### Work required
Search the material for the string "index", then return every line where it is found.

### Data
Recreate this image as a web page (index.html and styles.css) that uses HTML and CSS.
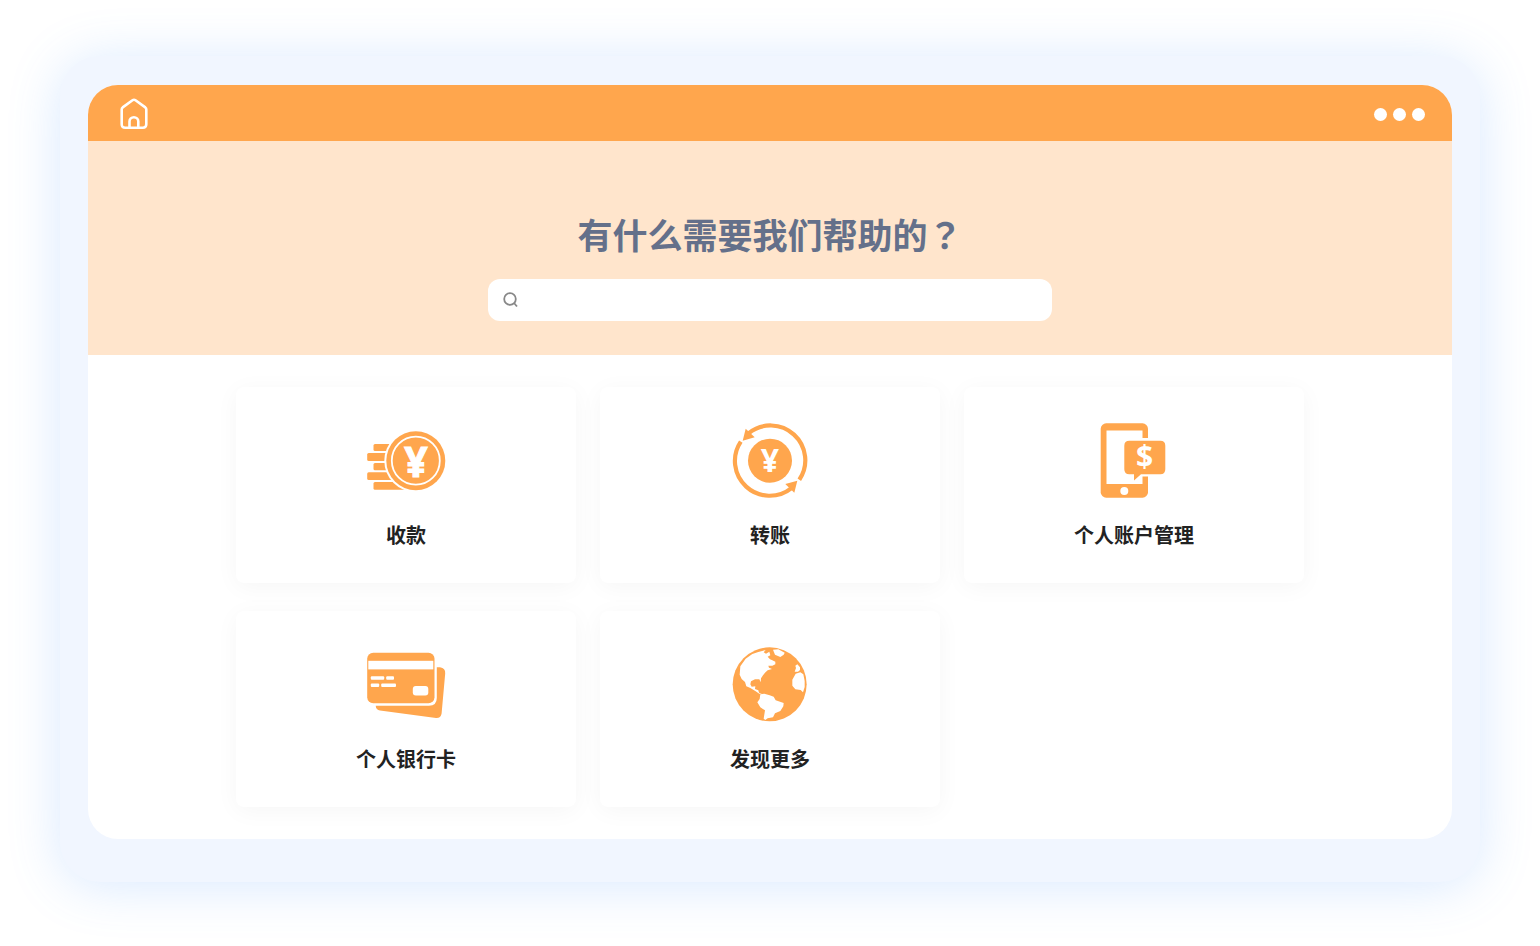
FILE: index.html
```html
<!DOCTYPE html>
<html lang="zh-CN">
<head>
    <meta charset="UTF-8">
    <meta name="viewport" content="width=device-width, initial-scale=1.0">
    <title>帮助中心</title>
    <link rel="stylesheet" href="styles.css">
</head>
<body>
    <div class="frame">
        <div class="window">
            <header class="topbar">
                <a class="home" href="#" aria-label="首页">
                    <svg width="28" height="32" viewBox="0 0 28 32">
                        <path d="M1.7 11.4Q1.7 10.2 2.7 9.4L12.5 2.3Q14 1.2 15.5 2.3L25.3 9.4Q26.3 10.2 26.3 11.4V26.2Q26.3 29.7 22.8 29.7H5.2Q1.7 29.7 1.7 26.2Z"/>
                        <path d="M9.5 29.5V23.6A4.4 4.4 0 0 1 18.3 23.6V29.5"/>
                    </svg>
                </a>
                <button class="more" type="button" aria-label="更多">
                    <span></span><span></span><span></span>
                </button>
            </header>

            <section class="hero">
                <h1>有什么需要我们帮助的<span class="mark" lang="zh-TW">？</span></h1>
                <form class="search">
                    <svg width="16" height="16" viewBox="0 0 16 16">
                        <circle cx="8" cy="7" r="5.8"/>
                        <path d="M12 11L15 14.5"/>
                    </svg>
                    <input type="search" aria-label="搜索">
                </form>
            </section>

            <main class="cards">
                <a class="card" href="#">
                    <svg class="icon" viewBox="0 0 80 80">
                        <rect x="7.5" y="23" width="30" height="7" rx="1.5"/>
                        <rect x="1.2" y="32" width="30" height="8" rx="1.5"/>
                        <rect x="7.5" y="42" width="30" height="7.3" rx="1.5"/>
                        <rect x="1.2" y="51.3" width="35" height="7.7" rx="1.5"/>
                        <rect x="7.5" y="61" width="36" height="7.7" rx="1.5"/>
                        <circle class="white" cx="49.8" cy="39.7" r="31.5"/>
                        <circle cx="49.8" cy="39.7" r="29.5"/>
                        <circle class="ring" cx="49.8" cy="39.7" r="24"/>
                        <text class="yen-large" x="50" y="56">¥</text>
                    </svg>
                    <span>收款</span>
                </a>

                <a class="card" href="#">
                    <svg class="icon" viewBox="0 0 80 80">
                        <circle cx="40" cy="39.7" r="22"/>
                        <path class="arc" d="M18.5 12.3A34.8 34.8 0 0 1 69.3 58.8"/>
                        <path class="arc" d="M10.8 20.6A34.8 34.8 0 0 0 61.5 67.1"/>
                        <path d="M12.7 19.7L15.7 7.7L24.7 16.3Z"/>
                        <path d="M67.3 59.7L64.3 71.7L55.3 63Z"/>
                        <text class="yen" x="40" y="51">¥</text>
                    </svg>
                    <span>转账</span>
                </a>

                <a class="card" href="#">
                    <svg class="icon" viewBox="0 0 80 80">
                        <rect x="6.7" y="2.3" width="47.3" height="74.4" rx="5.5"/>
                        <rect class="white" x="12.5" y="9.5" width="36" height="53.5"/>
                        <circle class="white" cx="30.3" cy="70" r="4"/>
                        <rect class="white" x="28" y="17" width="46" height="38.5" rx="5"/>
                        <path d="M35.3 19.7H66.3Q71.3 19.7 71.3 24.7V48.3Q71.3 53.3 66.3 53.3H47L40 59.5V53.3H35.3Q30.3 53.3 30.3 48.3V24.7Q30.3 19.7 35.3 19.7Z"/>
                        <text class="dollar" x="50.7" y="46">$</text>
                    </svg>
                    <span>个人账户管理</span>
                </a>

                <a class="card" href="#">
                    <svg class="icon" viewBox="0 0 80 80">
                        <rect x="1.2" y="7.7" width="67.3" height="50.6" rx="6"/>
                        <rect class="white" x="2.3" y="15.8" width="65" height="8.6"/>
                        <rect class="white" x="4.8" y="31.3" width="13.4" height="3.4" rx="1"/>
                        <rect class="white" x="20.2" y="31.3" width="7.8" height="3.4" rx="1"/>
                        <rect class="white" x="4.8" y="38.5" width="8.4" height="3.4" rx="1"/>
                        <rect class="white" x="15.2" y="38.5" width="14.8" height="3.4" rx="1"/>
                        <rect class="white" x="46.8" y="41" width="15.5" height="9.5" rx="3"/>
                        <path d="M70.8 22.3H74Q79.6 23 79.2 28.5L75.6 68.5Q74.8 73.3 70 73L14 65.5Q10 65 9.7 60.7H63Q70.8 60.7 70.8 53Z"/>
                    </svg>
                    <span>个人银行卡</span>
                </a>

                <a class="card" href="#">
                    <svg class="icon" viewBox="45 15 240 240">
                        <circle cx="164" cy="133" r="111"/>
                        <path class="white" d="M76 79L92 56L112 42L130 36L152 30L146 37L153 41L163 35L166 46L158 50L165 58L172 61L181 65L181 73L172 77L160 77L162 83L171 87L158 91L150 98L144 106L138 115L137 127L133 118L120 118L108 124L106 133L110 140L121 139L120 147L130 151L132 158L141 161L133 161L122 154L106 144L94 139L90 126L80 117L74 104Z"/>
                        <path class="white" d="M136 163L148 161L164 166L176 170L182 181L206 189L205 199L196 213L180 220L174 232L158 235L151 240L146 236L150 211L136 202L127 187L134 177Z"/>
                        <path class="white" d="M174 29L190 28L209 38L206 44L196 51L180 44Z"/>
                        <path class="white" d="M247 73L255 82L255 90L249 95L239 95L243 84L241 77Z"/>
                        <path class="white" d="M242 101L256 97L265 103L269 123L269 141L264 157L257 150L241 148L232 137L232 119Z"/>
                    </svg>
                    <span>发现更多</span>
                </a>
            </main>
        </div>
    </div>
</body>
</html>
```

FILE: styles.css
```css
* {
    box-sizing: border-box;
}

body {
    margin: 0;
    padding: 56px 60px 64px;
    background-color: #fff;
    color: #222;
    font-family: "Noto Sans CJK SC", sans-serif;
}

.frame {
    padding: 29px 28px 43px;
    border-radius: 40px;
    background-color: #f1f6ff;
    box-shadow: 0 4px 52px rgba(80, 155, 255, 0.22);
}

.window {
    overflow: hidden;
    border-radius: 30px;
    background-color: #fff;
}

.topbar {
    display: flex;
    align-items: center;
    justify-content: space-between;
    height: 56px;
    padding: 2px 27px 0 32px;
    background-color: #ffa64d;
}

.home svg {
    display: block;
    fill: none;
    stroke: #fff;
    stroke-width: 2.6;
}

.more {
    display: flex;
    gap: 6px;
    padding: 0;
    border: none;
    background: none;
    cursor: pointer;
}

    .more span {
        width: 13px;
        height: 13px;
        border-radius: 50%;
        background-color: #fff;
    }

.hero {
    padding: 68px 24px 34px;
    background-color: #ffe5cc;
}

    .hero h1 {
        margin: 0 0 20px;
        color: #64708a;
        font-size: 35px;
        font-weight: 700;
        line-height: 50px;
        text-align: center;
    }

    /* full-width question mark centred in its box */
    .hero .mark {
        font-family: "Noto Sans CJK TC", sans-serif;
    }

.search {
    display: flex;
    align-items: center;
    gap: 10px;
    max-width: 564px;
    height: 42px;
    margin: 0 auto;
    padding: 0 14px;
    border-radius: 12px;
    background-color: #fff;
}

    .search svg {
        flex: none;
        fill: none;
        stroke: #888;
        stroke-width: 1.8;
    }

    .search input {
        flex: 1;
        min-width: 0;
        height: 100%;
        padding: 0;
        border: none;
        outline: none;
        background: none;
        font: inherit;
        font-size: 16px;
    }

.cards {
    display: grid;
    grid-template-columns: repeat(3, 1fr);
    gap: 28px 24px;
    max-width: 1068px;
    margin: 0 auto;
    padding: 32px 0;
}

.card {
    display: flex;
    flex-direction: column;
    align-items: center;
    gap: 20px;
    padding: 34px 16px;
    border-radius: 8px;
    background-color: #fff;
    box-shadow: 0 4px 24px rgba(0, 0, 0, 0.04);
    color: #222;
    font-size: 20px;
    font-weight: 700;
    line-height: 28px;
    text-decoration: none;
}

.icon {
    width: 80px;
    height: 80px;
    fill: #ffa64d;
}

    .icon .white {
        fill: #fff;
    }

    .icon .ring {
        fill: none;
        stroke: #fff;
        stroke-width: 1.8;
    }

    .icon .arc {
        fill: none;
        stroke: #ffa64d;
        stroke-width: 4.2;
    }

    .icon text {
        fill: #fff;
        font-family: "Noto Sans", sans-serif;
        font-weight: 700;
        text-anchor: middle;
    }

    .icon .yen-large {
        font-size: 41px;
        stroke: #fff;
        stroke-width: 1;
    }

    .icon .yen {
        font-size: 32px;
    }

    .icon .dollar {
        font-size: 30px;
    }
```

### Answer to this task
Recreate this image as a web page (index.html and styles.css) that uses HTML and CSS.
FILE: index.html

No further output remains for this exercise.